Wednesday, December 20, 2006

Principal

The principal feature of this city, once you cut through the polished marble overlay of historic places and storied names, is its transience. It's an acknowledged truth that no one (no one who's anyone) comes from here. To make small talk in DC, no one need resort to the weather (however notable) or their health (however poor). We just ask each other where we've come from and what we're doing here, as though we were all acquaintances on the deck of a cruise ship, turning pink in some Caribbean sun.

Many that really grew up here, somewhere between Takoma Park and Reston, and marked by a twinge of tobacco belt drawl, seem at best quaint. At worst, theirs is a largely statistical existence, a gloomy number in a newspaper article dire enough for Jeremiah. Because these are the inhabitants of the poor, black and immigrant wards south of the River, now spreading north and south, city block at a time, like the relentless spread of the Sahara. You could live, work, and even attend church in this city for years without knowing such people shared your oxygen; unless, perchance, you passed them on a dimly lit Anacostia sidestreet and prayed to God to be elsewhere.

For that majority, exposed to the effects of impervious unemployment, high infant mortality, AIDS, and the usual brood of urban ills, little changes.

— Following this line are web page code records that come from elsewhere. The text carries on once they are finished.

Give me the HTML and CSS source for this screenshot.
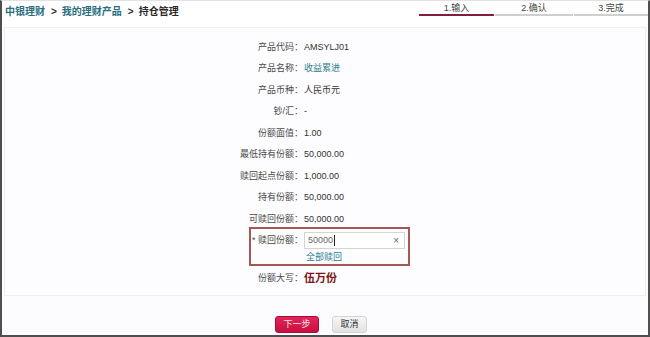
FILE: index.html
```html
<!DOCTYPE html>
<html lang="zh-CN">
<head>
<meta charset="utf-8">
<title>持仓管理</title>
<link rel="stylesheet" href="styles.css">
</head>
<body>
<div class="frame">
  <header class="top">
    <nav class="crumbs">
      <a class="crumb-link">中银理财</a><span class="sep">&gt;</span><a class="crumb-link">我的理财产品</a><span class="sep">&gt;</span><span class="crumb-cur">持仓管理</span>
    </nav>
    <ol class="steps">
      <li class="step step-1 active">1.输入</li>
      <li class="step step-2">2.确认</li>
      <li class="step step-3">3.完成</li>
    </ol>
  </header>
  <section class="panel">
    <div class="rows">
      <div class="row"><span class="lbl">产品代码：</span><span class="val">AMSYLJ01</span></div>
      <div class="row"><span class="lbl">产品名称：</span><span class="val link">收益累进</span></div>
      <div class="row"><span class="lbl">产品币种：</span><span class="val">人民币元</span></div>
      <div class="row"><span class="lbl">钞/汇：</span><span class="val">-</span></div>
      <div class="row"><span class="lbl">份额面值：</span><span class="val">1.00</span></div>
      <div class="row"><span class="lbl">最低持有份额：</span><span class="val">50,000.00</span></div>
      <div class="row"><span class="lbl">赎回起点份额：</span><span class="val">1,000.00</span></div>
      <div class="row"><span class="lbl">持有份额：</span><span class="val">50,000.00</span></div>
      <div class="row"><span class="lbl">可赎回份额：</span><span class="val">50,000.00</span></div>
    </div>
    <div class="redeem-box">
      <div class="redeem-row">
        <span class="lbl-box">* 赎回份额：</span>
        <div class="input"><span class="input-text">50000</span><span class="caret"></span><span class="clear">×</span></div>
      </div>
      <div class="redeem-all"><a class="link">全部赎回</a></div>
    </div>
    <div class="row upper-row"><span class="lbl">份额大写：</span><span class="val upper">伍万份</span></div>
  </section>
  <div class="actions">
    <button class="btn btn-primary">下一步</button>
    <button class="btn btn-cancel">取消</button>
  </div>
</div>
</body>
</html>
```
FILE: styles.css
```css
* { box-sizing: border-box; margin: 0; padding: 0; }
html, body { width: 650px; height: 337px; overflow: hidden; }
body {
  font-family: "Liberation Sans", "Noto Sans CJK SC", sans-serif;
  font-size: 9px;
  color: #333;
  background: #fcfbfd;
}
.frame {
  width: 650px;
  height: 337px;
  border-left: 2px solid #4e4e4e;
  border-right: 2px solid #4e4e4e;
  border-bottom: 2px solid #4e4e4e;
  border-top: 1px solid #e2e2e2;
  display: flex;
  flex-direction: column;
}
.top {
  height: 26px;
  display: flex;
  justify-content: space-between;
  align-items: flex-start;
  background: #fff;
}
.crumbs {
  padding-left: 3px;
  padding-top: 5px;
  font-size: 10px;
  line-height: 12px;
  font-weight: bold;
}
.crumb-link { color: #2b6e7e; }
.crumb-cur { color: #2a2a2a; }
.sep { color: #333; margin: 0 5px 0 6px; }
.steps {
  list-style: none;
  display: flex;
  gap: 1px;
}
.step {
  padding-top: 2px;
  line-height: 11px;
  text-align: center;
  color: #444;
  border-bottom: 2px solid #cfcfcf;
}
.step-1 { width: 75px; }
.step-2 { width: 78px; }
.step-3 { width: 74px; }
.step.active { border-bottom-color: #7e1d3d; }
.panel {
  margin: 0 2px;
  border: 1px solid #eeeeee;
  border-top-color: #f0f0f0;
  background: #fdfcfe;
  padding: 8.5px 0 5px;
}
.row {
  display: grid;
  grid-template-columns: 298px 1fr;
  column-gap: 1px;
  line-height: 21.5px;
  height: 21.5px;
}
.lbl { text-align: right; color: #4a4a4a; white-space: nowrap; }
.val { color: #333; }
.link { color: #2e8190; }
.redeem-box {
  margin: -3px 0 0 244px;
  width: 161px;
  border: 2px solid #a85555;
  padding: 3px 4px 0 0;
  height: 39px;
}
.redeem-row {
  display: grid;
  grid-template-columns: 52px 101px;
  column-gap: 1px;
  align-items: center;
}
.lbl-box { text-align: right; color: #4a4a4a; white-space: nowrap; line-height: 17px; }
.input {
  height: 17px;
  border: 1px solid #d4d4d4;
  background: #fff;
  display: flex;
  align-items: center;
  padding-left: 3px;
  padding-right: 5px;
  color: #666;
}
.input-text { line-height: 15px; }
.caret { width: 1px; height: 11px; background: #222; margin-left: 1px; }
.clear { margin-left: auto; color: #666; font-size: 10px; }
.redeem-all {
  margin-top: 2px;
  padding-left: 55px;
  line-height: 13px;
}
.upper-row { margin-top: 2px; }
.upper { color: #7d1414; font-weight: bold; font-size: 11px; }
.actions {
  flex: 1;
  display: flex;
  justify-content: center;
  gap: 13px;
  padding-top: 20px;
  padding-right: 8px;
}
.btn {
  height: 17px;
  font-family: "Liberation Sans", "Noto Sans CJK SC", sans-serif;
  font-size: 9px;
  border-radius: 3px;
  line-height: 15px;
}
.btn-primary {
  width: 44px;
  color: #fbe3ea;
  background: linear-gradient(#e2245a, #c8103f);
  border: 1px solid #a60d35;
}
.btn-cancel {
  width: 35px;
  color: #333;
  background: linear-gradient(#f6f6f6, #e2e2e2);
  border: 1px solid #d3d3d3;
}
```
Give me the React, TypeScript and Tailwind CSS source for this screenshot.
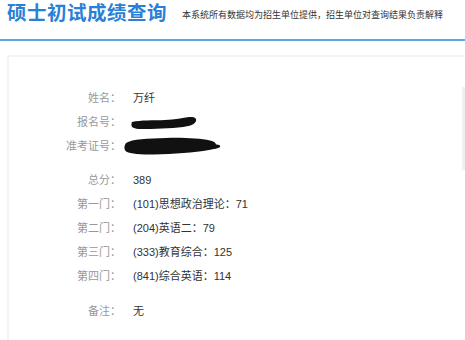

But for the rest, mostly engaged in saving the world or becoming kings of it, variability is constant. It is said that in fashionable, rich-blooded Georgetown, wedged between Embassy Row and the putrid Potomac, all the houses come up for sale every election cycle. Administrations come and go, Democratic, Republican, but all equally bureaucratic and enth(conf)used. Mayors step up, step in, and step out. Each one pours its new political tonic down the District's throat, then throw her a few sucker punches on the way out of office, to leave her stumbling in a voteless daze amidst all this grandeur of Republic.

The revolving door, the shell game, makes it hard to sustain a communion of anything. Acquaintances are as disposable as fast food wrappers, and just as short-lived. Friendships are difficult to cultivate, and love, platonic or erotic, is a vanishing horizon grasped at with clutching fingers. At Georgetown University, dating was virtually unheard of, replaced by a "hook-up scene" that shocked even us, like a parody of college promiscuity. At least drunk, fewer will remember it that otherwise might have.